Consider the following scenario: someone you know has AIDS and plans to infect others, some of whom will die. Your only options are to let it happen or to kill the person.
Do you pull the trigger?
Most people waver or say they could not, even if they agree that in theory they should. But according to a new study in the journal Nature, subjects with damage to a part of the frontal lobe make a less personal calculation.
The logical choice, they say, is to sacrifice one life to save many.
Conducted by researchers at the University of Southern California, Harvard University, Caltech and the University of Iowa, the study shows that emotion plays an important role in scenarios that pose a moral dilemma.
If certain emotions are blocked, we make decisions that – right or wrong – seem unnaturally cold.
The scenarios in the study are extreme, but the core dilemma is not: should one confront a co-worker, challenge a neighbor, or scold a loved one in the interest of the greater good?
A total of 30 subjects of both genders faced a set of scenarios pitting immediate harm to one person against future certain harm to many. Six had damage to the ventromedial prefrontal cortex (VMPC), a small region behind the forehead, while 12 had brain damage elsewhere, and another 12 had no damage.
The subjects with VMPC damage stood out in their stated willingness to harm an individual – a prospect that usually generates strong aversion.
“Because of their brain damage, they have abnormal social emotions in real life. They lack empathy and compassion,” said Ralph Adolphs, Bren Professor of Psychology and Neuroscience at Caltech.
“In those circumstances most people without this specific brain damage will be torn. But these particular subjects seem to lack that conflict,” said co-senior author Antonio Damasio, director of the Brain and Creativity Institute and holder of the David Dornsife Chair in Neuroscience at USC.
“Our work provides the first causal account of the role of emotions in moral judgments,” said co-senior author Marc Hauser, professor of psychology at Harvard and Harvard College Professor.
But, Hauser added, not all moral reasoning depends so strongly on emotion.
“What is absolutely astonishing about our results is how selective the deficit is,” he said. “Damage to the frontal lobe leaves intact a suite of moral problem solving abilities, but damages judgments in which an aversive action is put into direct conflict with a strong utilitarian outcome.”
It is the feeling of aversion that normally blocks humans from harming each other. Damasio described it as “a combination of rejection of the act, but combined with the social emotion of compassion for that particular person.”
“The question is, are the social emotions necessary to make these moral judgments,” Adolphs asked.
The study’s answer will inform a classic philosophical debate on whether humans make moral judgments based on norms and societal rules, or based on their emotions.
The study holds another implication for philosophy.
By showing that humans are neurologically unfit for strict utilitarian thinking, the study suggests that neuroscience may be able to test different philosophies for compatibility with human nature.

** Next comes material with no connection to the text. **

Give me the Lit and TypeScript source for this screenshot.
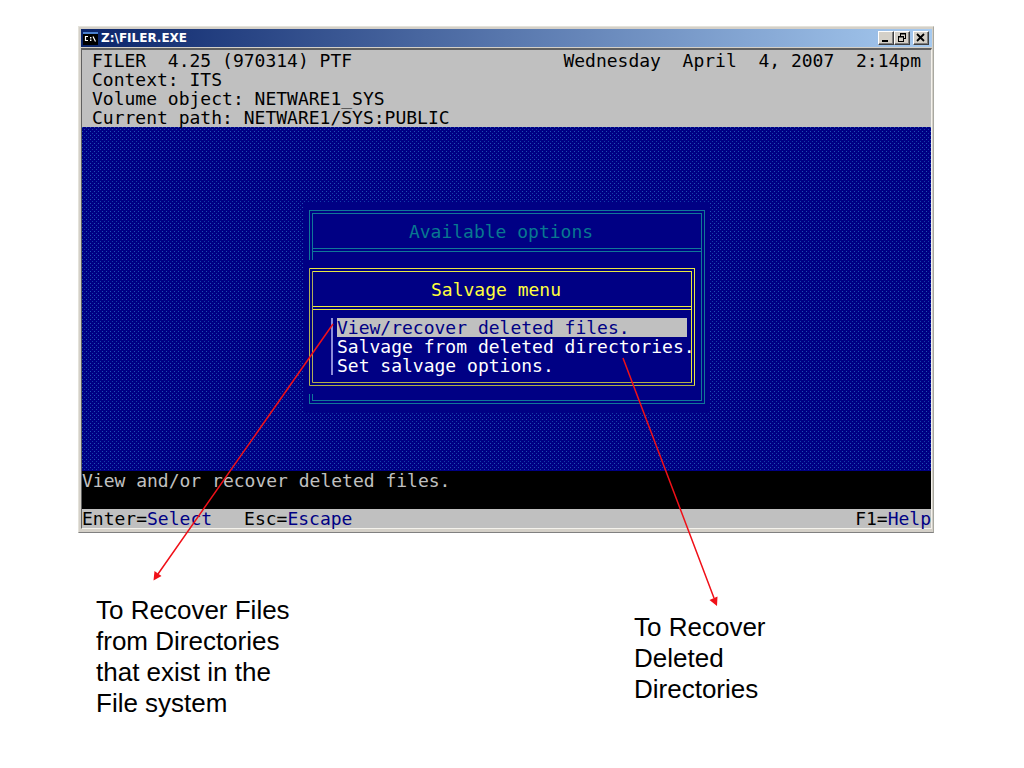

The Nature study expands on work on emotion and decision-making that Damasio began in the early 1990s and that caught the public eye in his first book, Descartes’ Error.
Marc Hauser, whose behavioral work in animals has attempted to identify precursors to moral behavior, then teamed up with Damasio’s group to extend those observations.
Other authors on the study were Fiery Cushman and Liane Young of Harvard, and Michael Koenigs and Daniel Tranel of the University of Iowa.
Funding for the research came from the National Institutes of Health, the National Science Foundation, the Gordon and Betty Moore Foundation, and the Guggenheim Foundation.